§ **STATED EXERCISE**:
Below is a set of records. Repeat all of them exactly.

§ **THE INPUT**:
□ □ □ □ □

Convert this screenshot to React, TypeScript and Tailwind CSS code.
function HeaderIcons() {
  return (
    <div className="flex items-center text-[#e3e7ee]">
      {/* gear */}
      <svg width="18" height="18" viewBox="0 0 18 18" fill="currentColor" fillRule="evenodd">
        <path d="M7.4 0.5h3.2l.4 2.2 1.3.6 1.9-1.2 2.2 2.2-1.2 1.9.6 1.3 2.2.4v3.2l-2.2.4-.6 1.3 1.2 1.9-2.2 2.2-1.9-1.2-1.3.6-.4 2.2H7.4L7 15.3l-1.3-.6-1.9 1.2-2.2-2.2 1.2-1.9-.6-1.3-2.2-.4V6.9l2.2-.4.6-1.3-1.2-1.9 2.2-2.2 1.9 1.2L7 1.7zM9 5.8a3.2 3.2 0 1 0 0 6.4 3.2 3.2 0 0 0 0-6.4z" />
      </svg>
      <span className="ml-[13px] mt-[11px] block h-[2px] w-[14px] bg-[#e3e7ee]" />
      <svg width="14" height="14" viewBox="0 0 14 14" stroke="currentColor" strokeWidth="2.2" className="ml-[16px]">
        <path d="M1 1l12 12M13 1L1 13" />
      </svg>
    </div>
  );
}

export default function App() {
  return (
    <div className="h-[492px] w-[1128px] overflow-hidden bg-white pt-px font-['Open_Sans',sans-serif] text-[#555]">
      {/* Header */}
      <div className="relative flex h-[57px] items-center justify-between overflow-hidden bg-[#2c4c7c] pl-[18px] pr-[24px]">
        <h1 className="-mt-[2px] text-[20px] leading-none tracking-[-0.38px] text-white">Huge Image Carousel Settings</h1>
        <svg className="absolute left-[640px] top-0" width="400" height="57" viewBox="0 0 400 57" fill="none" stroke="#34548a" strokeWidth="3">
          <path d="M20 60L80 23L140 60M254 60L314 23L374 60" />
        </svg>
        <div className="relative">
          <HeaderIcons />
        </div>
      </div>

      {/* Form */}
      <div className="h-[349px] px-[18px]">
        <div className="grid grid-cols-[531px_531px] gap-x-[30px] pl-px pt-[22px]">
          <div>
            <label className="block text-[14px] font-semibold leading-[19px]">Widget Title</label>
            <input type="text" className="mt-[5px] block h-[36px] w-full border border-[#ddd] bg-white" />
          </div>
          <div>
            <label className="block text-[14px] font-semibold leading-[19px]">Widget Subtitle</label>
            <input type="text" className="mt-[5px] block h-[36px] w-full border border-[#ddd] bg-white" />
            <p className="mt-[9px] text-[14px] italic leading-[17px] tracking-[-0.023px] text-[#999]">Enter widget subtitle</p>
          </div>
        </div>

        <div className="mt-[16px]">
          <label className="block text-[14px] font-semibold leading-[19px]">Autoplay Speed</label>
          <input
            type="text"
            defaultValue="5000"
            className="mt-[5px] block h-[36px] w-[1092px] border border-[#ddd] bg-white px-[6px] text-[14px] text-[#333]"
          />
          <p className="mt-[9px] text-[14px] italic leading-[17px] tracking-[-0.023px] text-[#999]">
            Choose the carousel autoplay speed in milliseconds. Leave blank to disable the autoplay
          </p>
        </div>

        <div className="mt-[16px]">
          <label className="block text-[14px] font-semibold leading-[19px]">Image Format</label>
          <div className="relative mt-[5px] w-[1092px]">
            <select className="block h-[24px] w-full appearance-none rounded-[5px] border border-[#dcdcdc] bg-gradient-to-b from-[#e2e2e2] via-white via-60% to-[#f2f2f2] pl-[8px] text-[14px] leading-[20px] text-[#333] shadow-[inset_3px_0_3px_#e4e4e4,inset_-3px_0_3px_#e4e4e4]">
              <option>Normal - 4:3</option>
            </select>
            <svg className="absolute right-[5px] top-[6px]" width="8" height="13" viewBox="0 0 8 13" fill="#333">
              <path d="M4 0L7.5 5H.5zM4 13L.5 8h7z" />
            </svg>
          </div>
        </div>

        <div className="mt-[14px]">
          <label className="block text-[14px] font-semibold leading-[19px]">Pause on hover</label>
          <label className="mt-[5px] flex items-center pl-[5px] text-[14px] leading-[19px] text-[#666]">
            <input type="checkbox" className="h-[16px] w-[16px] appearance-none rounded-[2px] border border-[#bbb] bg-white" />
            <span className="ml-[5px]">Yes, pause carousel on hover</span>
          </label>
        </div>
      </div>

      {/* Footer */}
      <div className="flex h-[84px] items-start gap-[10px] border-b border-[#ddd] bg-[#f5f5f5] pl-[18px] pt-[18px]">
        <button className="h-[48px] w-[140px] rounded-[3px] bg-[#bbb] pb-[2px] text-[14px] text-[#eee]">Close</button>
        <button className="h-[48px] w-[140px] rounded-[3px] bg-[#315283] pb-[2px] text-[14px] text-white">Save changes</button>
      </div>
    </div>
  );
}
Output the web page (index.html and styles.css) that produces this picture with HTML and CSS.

□ □ □ □ □

§ **RESULT OF THIS EXERCISE**:
Convert this screenshot to React, TypeScript and Tailwind CSS code.
function HeaderIcons() {
  return (
    <div className="flex items-center text-[#e3e7ee]">
      {/* gear */}
      <svg width="18" height="18" viewBox="0 0 18 18" fill="currentColor" fillRule="evenodd">
        <path d="M7.4 0.5h3.2l.4 2.2 1.3.6 1.9-1.2 2.2 2.2-1.2 1.9.6 1.3 2.2.4v3.2l-2.2.4-.6 1.3 1.2 1.9-2.2 2.2-1.9-1.2-1.3.6-.4 2.2H7.4L7 15.3l-1.3-.6-1.9 1.2-2.2-2.2 1.2-1.9-.6-1.3-2.2-.4V6.9l2.2-.4.6-1.3-1.2-1.9 2.2-2.2 1.9 1.2L7 1.7zM9 5.8a3.2 3.2 0 1 0 0 6.4 3.2 3.2 0 0 0 0-6.4z" />
      </svg>
      <span className="ml-[13px] mt-[11px] block h-[2px] w-[14px] bg-[#e3e7ee]" />
      <svg width="14" height="14" viewBox="0 0 14 14" stroke="currentColor" strokeWidth="2.2" className="ml-[16px]">
        <path d="M1 1l12 12M13 1L1 13" />
      </svg>
    </div>
  );
}

export default function App() {
  return (
    <div className="h-[492px] w-[1128px] overflow-hidden bg-white pt-px font-['Open_Sans',sans-serif] text-[#555]">
      {/* Header */}
      <div className="relative flex h-[57px] items-center justify-between overflow-hidden bg-[#2c4c7c] pl-[18px] pr-[24px]">
        <h1 className="-mt-[2px] text-[20px] leading-none tracking-[-0.38px] text-white">Huge Image Carousel Settings</h1>
        <svg className="absolute left-[640px] top-0" width="400" height="57" viewBox="0 0 400 57" fill="none" stroke="#34548a" strokeWidth="3">
          <path d="M20 60L80 23L140 60M254 60L314 23L374 60" />
        </svg>
        <div className="relative">
          <HeaderIcons />
        </div>
      </div>

      {/* Form */}
      <div className="h-[349px] px-[18px]">
        <div className="grid grid-cols-[531px_531px] gap-x-[30px] pl-px pt-[22px]">
          <div>
            <label className="block text-[14px] font-semibold leading-[19px]">Widget Title</label>
            <input type="text" className="mt-[5px] block h-[36px] w-full border border-[#ddd] bg-white" />
          </div>
          <div>
            <label className="block text-[14px] font-semibold leading-[19px]">Widget Subtitle</label>
            <input type="text" className="mt-[5px] block h-[36px] w-full border border-[#ddd] bg-white" />
            <p className="mt-[9px] text-[14px] italic leading-[17px] tracking-[-0.023px] text-[#999]">Enter widget subtitle</p>
          </div>
        </div>

        <div className="mt-[16px]">
          <label className="block text-[14px] font-semibold leading-[19px]">Autoplay Speed</label>
          <input
            type="text"
            defaultValue="5000"
            className="mt-[5px] block h-[36px] w-[1092px] border border-[#ddd] bg-white px-[6px] text-[14px] text-[#333]"
          />
          <p className="mt-[9px] text-[14px] italic leading-[17px] tracking-[-0.023px] text-[#999]">
            Choose the carousel autoplay speed in milliseconds. Leave blank to disable the autoplay
          </p>
        </div>

        <div className="mt-[16px]">
          <label className="block text-[14px] font-semibold leading-[19px]">Image Format</label>
          <div className="relative mt-[5px] w-[1092px]">
            <select className="block h-[24px] w-full appearance-none rounded-[5px] border border-[#dcdcdc] bg-gradient-to-b from-[#e2e2e2] via-white via-60% to-[#f2f2f2] pl-[8px] text-[14px] leading-[20px] text-[#333] shadow-[inset_3px_0_3px_#e4e4e4,inset_-3px_0_3px_#e4e4e4]">
              <option>Normal - 4:3</option>
            </select>
            <svg className="absolute right-[5px] top-[6px]" width="8" height="13" viewBox="0 0 8 13" fill="#333">
              <path d="M4 0L7.5 5H.5zM4 13L.5 8h7z" />
            </svg>
          </div>
        </div>

        <div className="mt-[14px]">
          <label className="block text-[14px] font-semibold leading-[19px]">Pause on hover</label>
          <label className="mt-[5px] flex items-center pl-[5px] text-[14px] leading-[19px] text-[#666]">
            <input type="checkbox" className="h-[16px] w-[16px] appearance-none rounded-[2px] border border-[#bbb] bg-white" />
            <span className="ml-[5px]">Yes, pause carousel on hover</span>
          </label>
        </div>
      </div>

      {/* Footer */}
      <div className="flex h-[84px] items-start gap-[10px] border-b border-[#ddd] bg-[#f5f5f5] pl-[18px] pt-[18px]">
        <button className="h-[48px] w-[140px] rounded-[3px] bg-[#bbb] pb-[2px] text-[14px] text-[#eee]">Close</button>
        <button className="h-[48px] w-[140px] rounded-[3px] bg-[#315283] pb-[2px] text-[14px] text-white">Save changes</button>
      </div>
    </div>
  );
}
Output the web page (index.html and styles.css) that produces this picture with HTML and CSS.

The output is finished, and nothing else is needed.